Records with interface code:
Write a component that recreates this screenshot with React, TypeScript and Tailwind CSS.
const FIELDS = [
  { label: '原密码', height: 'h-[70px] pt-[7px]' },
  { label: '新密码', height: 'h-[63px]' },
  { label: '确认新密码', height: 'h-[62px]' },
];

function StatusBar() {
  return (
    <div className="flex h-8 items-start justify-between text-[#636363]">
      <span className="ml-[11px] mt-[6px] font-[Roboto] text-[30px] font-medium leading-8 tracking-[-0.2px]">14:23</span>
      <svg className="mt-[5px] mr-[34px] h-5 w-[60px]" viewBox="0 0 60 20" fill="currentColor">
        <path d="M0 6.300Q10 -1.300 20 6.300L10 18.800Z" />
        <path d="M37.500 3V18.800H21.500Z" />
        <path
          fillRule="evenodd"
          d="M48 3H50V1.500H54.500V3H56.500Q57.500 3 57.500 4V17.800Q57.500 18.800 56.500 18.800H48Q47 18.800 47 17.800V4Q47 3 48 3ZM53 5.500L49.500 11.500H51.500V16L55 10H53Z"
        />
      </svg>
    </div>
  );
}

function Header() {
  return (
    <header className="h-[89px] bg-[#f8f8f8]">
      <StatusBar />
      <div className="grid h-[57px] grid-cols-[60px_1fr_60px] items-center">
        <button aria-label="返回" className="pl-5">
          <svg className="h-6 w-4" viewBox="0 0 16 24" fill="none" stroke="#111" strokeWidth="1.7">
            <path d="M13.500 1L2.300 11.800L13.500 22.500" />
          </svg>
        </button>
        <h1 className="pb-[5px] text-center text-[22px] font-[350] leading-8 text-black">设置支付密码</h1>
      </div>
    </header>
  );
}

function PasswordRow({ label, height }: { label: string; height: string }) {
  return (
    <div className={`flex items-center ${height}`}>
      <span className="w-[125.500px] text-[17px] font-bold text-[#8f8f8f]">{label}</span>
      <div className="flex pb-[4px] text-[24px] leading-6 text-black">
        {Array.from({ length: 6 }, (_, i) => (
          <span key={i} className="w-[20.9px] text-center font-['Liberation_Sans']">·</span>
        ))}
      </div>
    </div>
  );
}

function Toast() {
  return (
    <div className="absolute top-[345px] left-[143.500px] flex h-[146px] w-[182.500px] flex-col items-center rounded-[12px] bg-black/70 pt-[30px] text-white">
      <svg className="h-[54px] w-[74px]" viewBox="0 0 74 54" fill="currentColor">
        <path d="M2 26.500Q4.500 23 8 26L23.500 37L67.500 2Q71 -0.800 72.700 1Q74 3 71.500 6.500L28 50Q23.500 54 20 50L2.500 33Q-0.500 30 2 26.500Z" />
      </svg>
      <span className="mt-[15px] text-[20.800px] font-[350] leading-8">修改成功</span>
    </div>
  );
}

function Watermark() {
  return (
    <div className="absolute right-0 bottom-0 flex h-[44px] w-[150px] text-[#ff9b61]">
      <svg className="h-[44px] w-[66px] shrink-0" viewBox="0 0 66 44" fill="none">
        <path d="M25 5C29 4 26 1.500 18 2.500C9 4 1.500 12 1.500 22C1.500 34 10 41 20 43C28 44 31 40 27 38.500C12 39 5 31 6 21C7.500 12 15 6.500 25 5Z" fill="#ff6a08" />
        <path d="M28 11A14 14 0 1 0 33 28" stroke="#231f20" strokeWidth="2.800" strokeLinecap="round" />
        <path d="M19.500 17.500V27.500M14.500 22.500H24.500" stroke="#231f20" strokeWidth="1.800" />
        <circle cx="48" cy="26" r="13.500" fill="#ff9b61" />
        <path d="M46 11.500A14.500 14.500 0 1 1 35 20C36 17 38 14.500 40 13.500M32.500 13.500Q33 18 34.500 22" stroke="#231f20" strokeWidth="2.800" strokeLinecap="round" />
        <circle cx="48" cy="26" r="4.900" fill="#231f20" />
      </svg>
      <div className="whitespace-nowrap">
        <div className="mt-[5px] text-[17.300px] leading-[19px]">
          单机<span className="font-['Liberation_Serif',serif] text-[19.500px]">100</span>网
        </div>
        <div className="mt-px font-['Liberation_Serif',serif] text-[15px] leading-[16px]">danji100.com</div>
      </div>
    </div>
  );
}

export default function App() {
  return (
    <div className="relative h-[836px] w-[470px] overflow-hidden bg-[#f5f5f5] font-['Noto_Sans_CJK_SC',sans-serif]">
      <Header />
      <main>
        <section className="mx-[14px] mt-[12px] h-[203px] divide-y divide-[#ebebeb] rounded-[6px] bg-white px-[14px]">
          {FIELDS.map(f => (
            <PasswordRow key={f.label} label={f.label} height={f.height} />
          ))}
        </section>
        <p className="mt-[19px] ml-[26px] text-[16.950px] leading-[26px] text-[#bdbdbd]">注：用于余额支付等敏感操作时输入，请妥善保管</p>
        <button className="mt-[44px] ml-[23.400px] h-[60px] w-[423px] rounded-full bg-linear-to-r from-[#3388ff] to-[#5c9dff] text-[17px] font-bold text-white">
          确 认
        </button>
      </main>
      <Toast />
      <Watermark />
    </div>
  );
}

--

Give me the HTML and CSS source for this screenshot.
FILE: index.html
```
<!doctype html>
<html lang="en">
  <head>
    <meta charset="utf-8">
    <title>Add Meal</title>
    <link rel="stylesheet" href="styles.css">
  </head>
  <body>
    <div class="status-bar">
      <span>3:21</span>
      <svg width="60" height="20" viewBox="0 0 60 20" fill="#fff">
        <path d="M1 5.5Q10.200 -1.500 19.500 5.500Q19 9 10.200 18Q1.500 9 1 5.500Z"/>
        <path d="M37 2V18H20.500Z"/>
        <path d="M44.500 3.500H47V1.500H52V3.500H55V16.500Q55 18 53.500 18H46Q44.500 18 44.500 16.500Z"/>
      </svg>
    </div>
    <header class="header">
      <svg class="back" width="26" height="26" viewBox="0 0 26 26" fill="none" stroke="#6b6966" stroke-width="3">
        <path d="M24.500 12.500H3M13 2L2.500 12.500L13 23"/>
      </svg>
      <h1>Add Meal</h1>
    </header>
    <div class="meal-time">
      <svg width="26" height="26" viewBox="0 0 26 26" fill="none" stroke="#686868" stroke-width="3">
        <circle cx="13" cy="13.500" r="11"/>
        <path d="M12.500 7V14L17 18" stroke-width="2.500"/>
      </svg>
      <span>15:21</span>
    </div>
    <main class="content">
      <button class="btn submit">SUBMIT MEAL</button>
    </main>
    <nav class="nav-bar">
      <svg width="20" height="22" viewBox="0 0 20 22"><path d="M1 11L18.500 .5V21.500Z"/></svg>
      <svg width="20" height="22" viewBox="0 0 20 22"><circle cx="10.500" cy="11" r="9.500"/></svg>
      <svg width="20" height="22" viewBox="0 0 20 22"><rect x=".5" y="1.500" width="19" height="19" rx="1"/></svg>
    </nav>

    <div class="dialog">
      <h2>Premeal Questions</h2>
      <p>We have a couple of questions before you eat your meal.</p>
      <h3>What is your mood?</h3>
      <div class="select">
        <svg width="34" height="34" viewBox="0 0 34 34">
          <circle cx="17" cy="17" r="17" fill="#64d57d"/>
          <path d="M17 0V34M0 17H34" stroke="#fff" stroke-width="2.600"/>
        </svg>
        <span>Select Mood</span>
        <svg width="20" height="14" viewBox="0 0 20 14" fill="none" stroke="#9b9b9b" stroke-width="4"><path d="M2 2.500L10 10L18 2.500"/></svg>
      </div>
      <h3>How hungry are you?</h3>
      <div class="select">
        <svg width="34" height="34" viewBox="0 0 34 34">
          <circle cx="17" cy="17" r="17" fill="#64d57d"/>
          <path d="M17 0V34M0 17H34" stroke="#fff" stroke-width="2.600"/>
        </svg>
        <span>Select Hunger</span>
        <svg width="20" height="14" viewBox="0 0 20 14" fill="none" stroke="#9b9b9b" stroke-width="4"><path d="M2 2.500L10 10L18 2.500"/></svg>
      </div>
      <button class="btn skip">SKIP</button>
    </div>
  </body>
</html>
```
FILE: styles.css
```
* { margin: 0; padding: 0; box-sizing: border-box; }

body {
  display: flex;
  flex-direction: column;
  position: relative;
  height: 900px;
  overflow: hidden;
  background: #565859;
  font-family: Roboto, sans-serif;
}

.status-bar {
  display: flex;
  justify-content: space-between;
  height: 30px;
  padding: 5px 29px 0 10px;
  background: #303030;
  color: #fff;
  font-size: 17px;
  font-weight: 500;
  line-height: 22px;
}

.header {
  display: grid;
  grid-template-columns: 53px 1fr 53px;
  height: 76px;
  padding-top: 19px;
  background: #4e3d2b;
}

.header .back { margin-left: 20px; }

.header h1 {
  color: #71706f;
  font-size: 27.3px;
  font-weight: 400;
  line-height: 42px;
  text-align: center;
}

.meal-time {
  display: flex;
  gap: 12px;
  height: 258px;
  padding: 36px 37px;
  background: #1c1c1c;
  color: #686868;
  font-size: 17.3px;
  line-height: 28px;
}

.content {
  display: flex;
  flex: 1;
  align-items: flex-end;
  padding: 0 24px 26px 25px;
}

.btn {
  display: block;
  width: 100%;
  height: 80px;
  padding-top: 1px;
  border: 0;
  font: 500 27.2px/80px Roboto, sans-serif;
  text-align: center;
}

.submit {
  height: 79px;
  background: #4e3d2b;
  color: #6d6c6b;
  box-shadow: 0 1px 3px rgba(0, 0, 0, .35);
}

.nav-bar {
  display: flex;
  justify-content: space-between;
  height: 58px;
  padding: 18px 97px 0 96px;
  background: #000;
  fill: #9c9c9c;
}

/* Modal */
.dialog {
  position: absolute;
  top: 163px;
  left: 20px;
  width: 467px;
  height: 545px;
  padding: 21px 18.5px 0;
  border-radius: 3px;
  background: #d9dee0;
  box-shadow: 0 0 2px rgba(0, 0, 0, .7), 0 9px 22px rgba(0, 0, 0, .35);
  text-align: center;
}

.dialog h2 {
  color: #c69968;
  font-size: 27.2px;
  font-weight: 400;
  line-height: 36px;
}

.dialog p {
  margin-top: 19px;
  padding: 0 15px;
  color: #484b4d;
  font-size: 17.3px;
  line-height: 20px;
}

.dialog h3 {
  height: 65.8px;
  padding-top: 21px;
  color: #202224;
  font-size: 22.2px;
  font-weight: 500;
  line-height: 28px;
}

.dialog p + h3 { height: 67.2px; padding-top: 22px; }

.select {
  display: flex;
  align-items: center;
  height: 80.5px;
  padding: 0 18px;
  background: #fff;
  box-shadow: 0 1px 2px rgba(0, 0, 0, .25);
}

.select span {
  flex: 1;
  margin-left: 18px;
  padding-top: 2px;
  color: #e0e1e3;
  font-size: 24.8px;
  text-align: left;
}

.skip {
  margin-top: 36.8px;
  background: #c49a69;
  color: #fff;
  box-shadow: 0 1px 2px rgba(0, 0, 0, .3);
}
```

Task description. State the number of lines in the preceding entries that include the word "screenshot". Provide nothing else.

Written answer. 2